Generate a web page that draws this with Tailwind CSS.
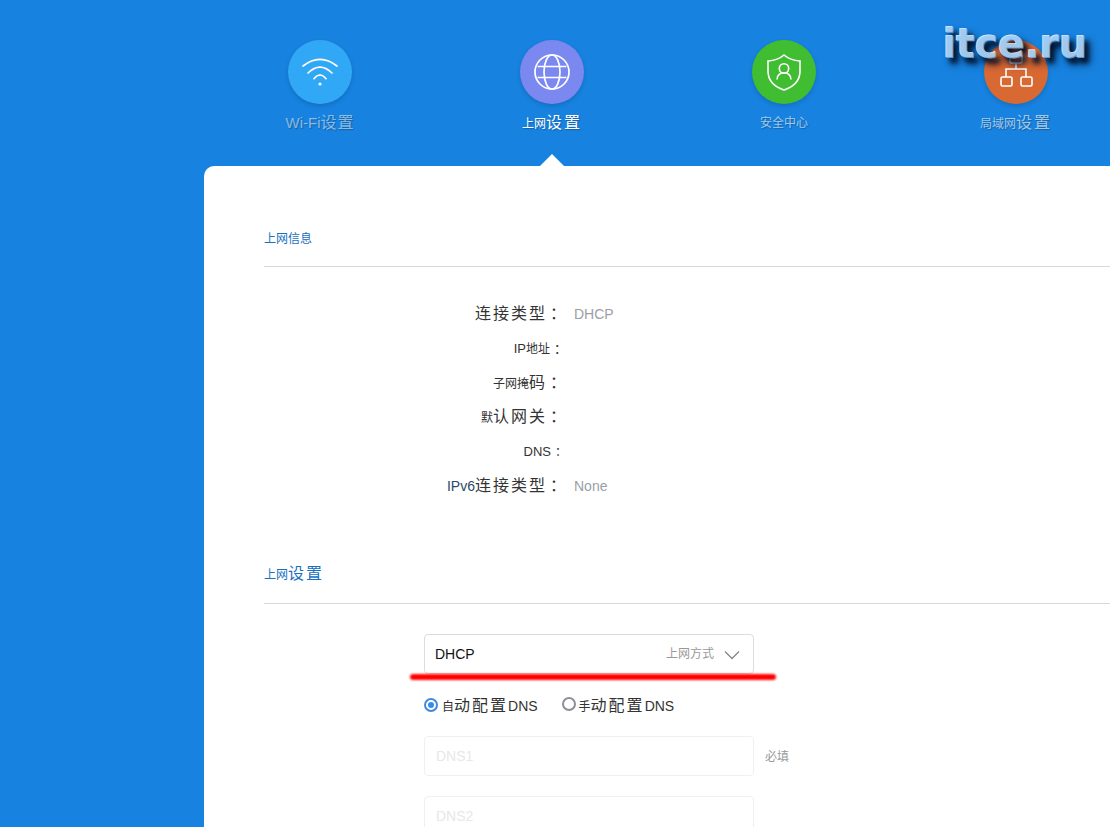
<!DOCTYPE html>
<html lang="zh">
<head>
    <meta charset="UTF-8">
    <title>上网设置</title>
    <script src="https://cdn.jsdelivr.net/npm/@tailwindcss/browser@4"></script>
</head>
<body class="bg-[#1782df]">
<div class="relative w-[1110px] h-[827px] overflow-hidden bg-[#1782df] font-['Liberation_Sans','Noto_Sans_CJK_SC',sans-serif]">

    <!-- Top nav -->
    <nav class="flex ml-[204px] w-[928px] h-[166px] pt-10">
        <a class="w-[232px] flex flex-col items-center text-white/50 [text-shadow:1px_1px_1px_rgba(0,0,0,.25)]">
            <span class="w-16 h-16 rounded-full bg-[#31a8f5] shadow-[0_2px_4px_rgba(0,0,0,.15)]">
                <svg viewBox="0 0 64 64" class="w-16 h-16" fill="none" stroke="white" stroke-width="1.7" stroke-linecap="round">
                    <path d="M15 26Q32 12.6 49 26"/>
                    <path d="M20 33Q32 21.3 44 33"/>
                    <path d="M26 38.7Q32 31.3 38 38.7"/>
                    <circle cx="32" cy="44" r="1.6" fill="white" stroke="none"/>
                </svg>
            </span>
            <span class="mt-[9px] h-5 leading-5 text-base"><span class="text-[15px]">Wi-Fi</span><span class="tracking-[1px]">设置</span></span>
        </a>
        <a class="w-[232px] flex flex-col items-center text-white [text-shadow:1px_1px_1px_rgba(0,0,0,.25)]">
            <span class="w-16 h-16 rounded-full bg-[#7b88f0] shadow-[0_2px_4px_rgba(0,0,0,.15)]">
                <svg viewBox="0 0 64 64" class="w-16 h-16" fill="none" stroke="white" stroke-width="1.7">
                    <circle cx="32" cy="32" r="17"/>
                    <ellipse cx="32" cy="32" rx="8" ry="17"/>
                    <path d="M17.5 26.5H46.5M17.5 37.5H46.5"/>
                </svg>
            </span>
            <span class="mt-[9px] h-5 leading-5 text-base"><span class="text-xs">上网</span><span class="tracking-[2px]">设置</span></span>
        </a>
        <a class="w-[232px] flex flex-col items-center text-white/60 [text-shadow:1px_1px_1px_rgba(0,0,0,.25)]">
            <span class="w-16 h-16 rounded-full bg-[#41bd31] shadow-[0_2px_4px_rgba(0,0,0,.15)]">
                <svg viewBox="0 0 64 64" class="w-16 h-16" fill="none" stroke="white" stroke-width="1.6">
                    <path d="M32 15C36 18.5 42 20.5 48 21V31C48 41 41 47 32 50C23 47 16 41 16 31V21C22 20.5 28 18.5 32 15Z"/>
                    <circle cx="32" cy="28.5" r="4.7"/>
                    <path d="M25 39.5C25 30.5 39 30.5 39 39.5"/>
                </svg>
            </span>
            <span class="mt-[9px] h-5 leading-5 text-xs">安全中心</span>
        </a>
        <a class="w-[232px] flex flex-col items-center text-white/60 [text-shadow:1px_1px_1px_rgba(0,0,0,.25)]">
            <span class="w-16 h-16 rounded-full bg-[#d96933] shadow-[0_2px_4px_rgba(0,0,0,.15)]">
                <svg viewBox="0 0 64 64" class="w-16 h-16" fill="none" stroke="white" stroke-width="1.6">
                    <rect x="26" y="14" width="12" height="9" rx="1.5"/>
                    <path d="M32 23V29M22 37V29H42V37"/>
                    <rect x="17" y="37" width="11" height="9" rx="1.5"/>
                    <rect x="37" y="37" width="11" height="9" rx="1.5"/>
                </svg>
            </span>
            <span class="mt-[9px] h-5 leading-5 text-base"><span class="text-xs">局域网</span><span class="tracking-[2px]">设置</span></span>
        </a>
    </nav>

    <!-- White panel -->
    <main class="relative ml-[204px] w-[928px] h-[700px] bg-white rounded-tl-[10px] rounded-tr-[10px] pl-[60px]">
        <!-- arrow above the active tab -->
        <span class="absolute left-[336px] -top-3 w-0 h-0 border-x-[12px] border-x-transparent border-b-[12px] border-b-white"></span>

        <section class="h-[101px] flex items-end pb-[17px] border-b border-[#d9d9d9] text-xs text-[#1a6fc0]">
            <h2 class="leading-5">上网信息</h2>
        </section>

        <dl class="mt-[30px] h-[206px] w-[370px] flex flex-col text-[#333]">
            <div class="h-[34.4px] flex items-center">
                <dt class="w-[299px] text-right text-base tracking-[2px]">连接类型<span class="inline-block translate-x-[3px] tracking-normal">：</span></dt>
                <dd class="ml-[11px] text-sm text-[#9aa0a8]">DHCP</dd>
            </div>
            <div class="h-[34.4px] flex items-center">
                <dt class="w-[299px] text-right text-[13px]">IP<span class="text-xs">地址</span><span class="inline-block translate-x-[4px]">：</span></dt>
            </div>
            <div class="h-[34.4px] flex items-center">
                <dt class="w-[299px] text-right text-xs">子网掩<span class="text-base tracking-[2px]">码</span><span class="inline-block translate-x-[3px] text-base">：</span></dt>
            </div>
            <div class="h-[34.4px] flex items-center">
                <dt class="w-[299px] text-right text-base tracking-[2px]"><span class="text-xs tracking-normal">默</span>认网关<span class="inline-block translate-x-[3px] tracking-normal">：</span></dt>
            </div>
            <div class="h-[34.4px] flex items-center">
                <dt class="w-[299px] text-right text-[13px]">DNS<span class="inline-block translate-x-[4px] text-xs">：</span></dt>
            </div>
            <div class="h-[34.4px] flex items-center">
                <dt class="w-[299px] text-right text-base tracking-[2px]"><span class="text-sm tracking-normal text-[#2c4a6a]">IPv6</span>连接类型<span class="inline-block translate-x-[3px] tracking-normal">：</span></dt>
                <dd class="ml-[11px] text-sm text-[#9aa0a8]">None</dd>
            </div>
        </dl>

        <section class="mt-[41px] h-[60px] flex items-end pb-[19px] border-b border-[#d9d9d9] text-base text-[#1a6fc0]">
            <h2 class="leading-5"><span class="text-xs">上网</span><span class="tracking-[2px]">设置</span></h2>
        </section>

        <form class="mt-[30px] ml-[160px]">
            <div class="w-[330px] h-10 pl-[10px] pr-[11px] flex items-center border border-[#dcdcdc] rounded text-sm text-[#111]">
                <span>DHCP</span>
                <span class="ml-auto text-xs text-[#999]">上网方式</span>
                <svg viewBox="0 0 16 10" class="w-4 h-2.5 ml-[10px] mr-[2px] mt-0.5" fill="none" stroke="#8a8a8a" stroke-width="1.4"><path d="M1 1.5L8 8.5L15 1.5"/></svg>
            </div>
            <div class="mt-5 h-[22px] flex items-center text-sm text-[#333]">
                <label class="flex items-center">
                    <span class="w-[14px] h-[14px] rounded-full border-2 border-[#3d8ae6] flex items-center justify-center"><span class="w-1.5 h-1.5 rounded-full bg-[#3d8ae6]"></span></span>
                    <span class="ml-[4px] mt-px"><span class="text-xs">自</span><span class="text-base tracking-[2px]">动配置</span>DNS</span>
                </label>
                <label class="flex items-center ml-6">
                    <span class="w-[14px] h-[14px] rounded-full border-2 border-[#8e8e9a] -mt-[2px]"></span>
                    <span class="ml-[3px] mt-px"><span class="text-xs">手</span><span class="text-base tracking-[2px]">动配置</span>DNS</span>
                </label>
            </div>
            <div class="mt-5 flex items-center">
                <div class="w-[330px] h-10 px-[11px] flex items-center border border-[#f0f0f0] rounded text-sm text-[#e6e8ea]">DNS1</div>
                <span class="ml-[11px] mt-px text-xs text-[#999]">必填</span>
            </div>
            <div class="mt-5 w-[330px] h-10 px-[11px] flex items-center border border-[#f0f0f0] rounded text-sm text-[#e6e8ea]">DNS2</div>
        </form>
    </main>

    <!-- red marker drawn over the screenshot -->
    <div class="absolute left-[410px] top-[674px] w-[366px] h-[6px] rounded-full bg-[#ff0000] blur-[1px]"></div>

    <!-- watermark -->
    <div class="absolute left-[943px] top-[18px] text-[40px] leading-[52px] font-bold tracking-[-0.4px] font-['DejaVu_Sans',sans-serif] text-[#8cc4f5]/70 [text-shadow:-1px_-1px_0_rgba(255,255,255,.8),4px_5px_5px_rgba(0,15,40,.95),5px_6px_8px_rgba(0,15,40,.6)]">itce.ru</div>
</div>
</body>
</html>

What you should do:
Give back exactly the lines from the first line of the data through the line with "w-[1110px] h-[827px] overflow-hidden", pictures excluded.

Answer below:
Generate a web page that draws this with Tailwind CSS.
<!DOCTYPE html>
<html lang="zh">
<head>
    <meta charset="UTF-8">
    <title>上网设置</title>
    <script src="https://cdn.jsdelivr.net/npm/@tailwindcss/browser@4"></script>
</head>
<body class="bg-[#1782df]">
<div class="relative w-[1110px] h-[827px] overflow-hidden bg-[#1782df] font-['Liberation_Sans','Noto_Sans_CJK_SC',sans-serif]">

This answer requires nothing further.